Great weigh-in as usual!

> Since in every “now” there is a need to navigate some choice of what
> to do, and since the experience of each now is constantly being
> superseded by the following now, the need to be constantly
> constructing an experiential edifice is the relentless driver of human
> nature and behavior.  The awareness that there is such an edifice, and
> that it is something constructed, seems very close to Husserl’s
> arguments that (in my language) we think of experience as a
> transparent window through which we passively receive a reality, but
> it is more like a painted surface on which we are constructing things
> we believe to be co-registered with something outside the window.  The
> assertion that we can only look at our own painting, and that it is
> our nature to be unable to see it as our own painting, because to
> function we need to use it as a transparent thing seen “through”, are
> I think Husserl’s conception of what “experience” (or Experience) is
> distinct from some list of “propositions that are true”.  These
> frameworks of experience, as a system from which one can extract
> choices, seem to be what Ortega is calling “the World” for each of us,
> or in a zeitgeist carried by a generation.

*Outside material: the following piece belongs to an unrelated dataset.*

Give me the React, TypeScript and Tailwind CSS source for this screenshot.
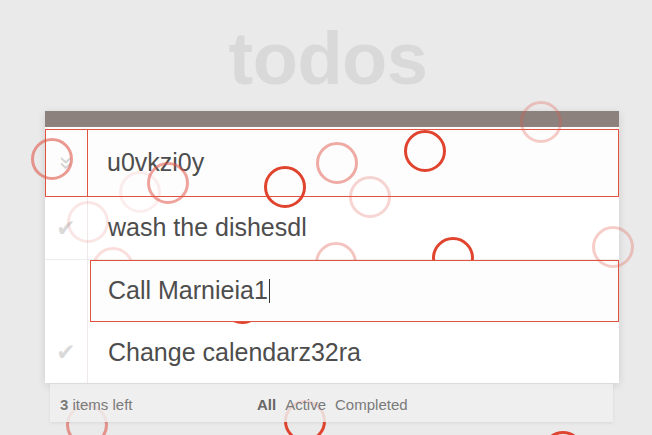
import React from "react";

type Circle = { x: number; y: number; o: number; c: string };

const circles: Circle[] = [
  { x: 52, y: 159, o: 0.6, c: "#e0584a" },
  { x: 168, y: 183, o: 0.55, c: "#e0584a" },
  { x: 285, y: 187, o: 1, c: "#e0442f" },
  { x: 337, y: 163, o: 0.5, c: "#e0584a" },
  { x: 370, y: 197, o: 0.25, c: "#e0584a" },
  { x: 425, y: 151, o: 1, c: "#e0442f" },
  { x: 541, y: 122, o: 0.3, c: "#e0584a" },
  { x: 613, y: 247, o: 0.3, c: "#e0584a" },
  { x: 88, y: 222, o: 0.15, c: "#e0584a" },
  { x: 140, y: 192, o: 0.1, c: "#e0584a" },
  { x: 563, y: 452, o: 1, c: "#e0442f" },
];

const lowCircles: Circle[] = [
  { x: 336, y: 263, o: 0.35, c: "#e0584a" },
  { x: 453, y: 258, o: 1, c: "#e0442f" },
  { x: 242, y: 303, o: 1, c: "#e0442f" },
  { x: 113, y: 268, o: 0.2, c: "#e0584a" },
  { x: 87, y: 425, o: 0.6, c: "#e0584a" },
  { x: 305, y: 421, o: 1, c: "#e0442f" },
];

function Ring({ x, y, o, c }: Circle) {
  return (
    <div
      className="absolute w-[42px] h-[42px] rounded-full border-[3px] pointer-events-none"
      style={{ left: x - 21, top: y - 21, opacity: o, borderColor: c }}
    />
  );
}

function Check() {
  return (
    <div className="w-[43px] shrink-0 flex items-center justify-center border-r border-[#efe9e9] self-stretch">
      <span className="text-[23px] text-[#d9d9d9] font-['DejaVu_Sans',sans-serif] leading-none">✔</span>
    </div>
  );
}

export default function App() {
  return (
    <div className="relative w-[652px] h-[435px] overflow-hidden bg-[#eaeaea] font-['Liberation_Sans',Arial,sans-serif] text-[#4d4d4d]">
      <h1 className="h-[111px] pt-[22px] text-center text-[74px] font-bold leading-none text-[#d9d9d9] tracking-[-0.5px] pl-[4px]">
        todos
      </h1>

      <div className="ml-[45px] w-[574px] bg-white shadow-[0_2px_8px_rgba(0,0,0,0.12)]">
        <div className="h-[16px] bg-[#8c817d]" />

        <div className="h-[70px] pt-[2px] bg-[#fdfdfd]">
          <div className="h-[68px] flex border border-[#e0533f]">
            <div className="w-[42px] shrink-0 border-r border-[#e0533f] flex items-center justify-center">
              <span className="inline-block rotate-90 text-[24px] text-[#d2d2d2] leading-none">»</span>
            </div>
            <div className="flex items-center pl-[19px] text-[25px]">u0vkzi0y</div>
          </div>
        </div>

        <div className="h-[63px] flex items-stretch border-b border-[#ededed]">
          <Check />
          <div className="flex items-center pl-[20px] text-[25px]">wash the dishesdl</div>
        </div>

        <div className="h-[62px] flex items-stretch">
          <div className="w-[45px] shrink-0 flex">
            <div className="w-[43px] border-r border-[#efe9e9]" />
          </div>
          <div className="relative z-20 flex-1 flex items-center pl-[17px] text-[25px] border border-[#e0533f] bg-[#fdfdfd]">
            Call Marnieia1
            <span className="inline-block w-px h-[24px] bg-[#333] ml-[1px]" />
          </div>
        </div>

        <div className="h-[61px] flex items-stretch">
          <Check />
          <div className="flex items-center pl-[20px] text-[25px]">Change calendarz32ra</div>
        </div>
      </div>

      <div className="relative z-20 ml-[50px] w-[563px] h-[39px] pt-[4px] bg-[#f0f0f0]/85 border-t border-[#dcdcdc] shadow-[0_1px_3px_rgba(0,0,0,0.08)] flex items-center text-[15px] text-[#7a7a7a]">
        <div className="pl-[10px] w-[207px]">
          <span className="font-bold">3</span> items left
        </div>
        <div className="flex gap-[9px]">
          <span className="font-bold text-[#666]">All</span>
          <span>Active</span>
          <span>Completed</span>
        </div>
      </div>

      <div className="absolute inset-0 z-10 pointer-events-none">
        {lowCircles.map((c, i) => (
          <Ring key={i} {...c} />
        ))}
      </div>
      <div className="absolute inset-0 z-30 pointer-events-none">
        {circles.map((c, i) => (
          <Ring key={i} {...c} />
        ))}
      </div>
    </div>
  );
}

I appreciate the subtlety and thoroughness of this description but want
to seek some parallax between the experience of "homo sapiens" and any
other perceiving consciousness.   I do believe that humans (and perhaps
other species like cetaceans and elephants and apes) have a significant
self-awareness *capability* which helps us stand somewhat apart from the
other creatures (including plants, micorbiota, etc.).   We *can* know
something of *how we think we know what we know* and even have a sense
of *knowing that there are things we don't know* up to and including the
stunning incompleteness of formal systems as exposed by Kurt Godel.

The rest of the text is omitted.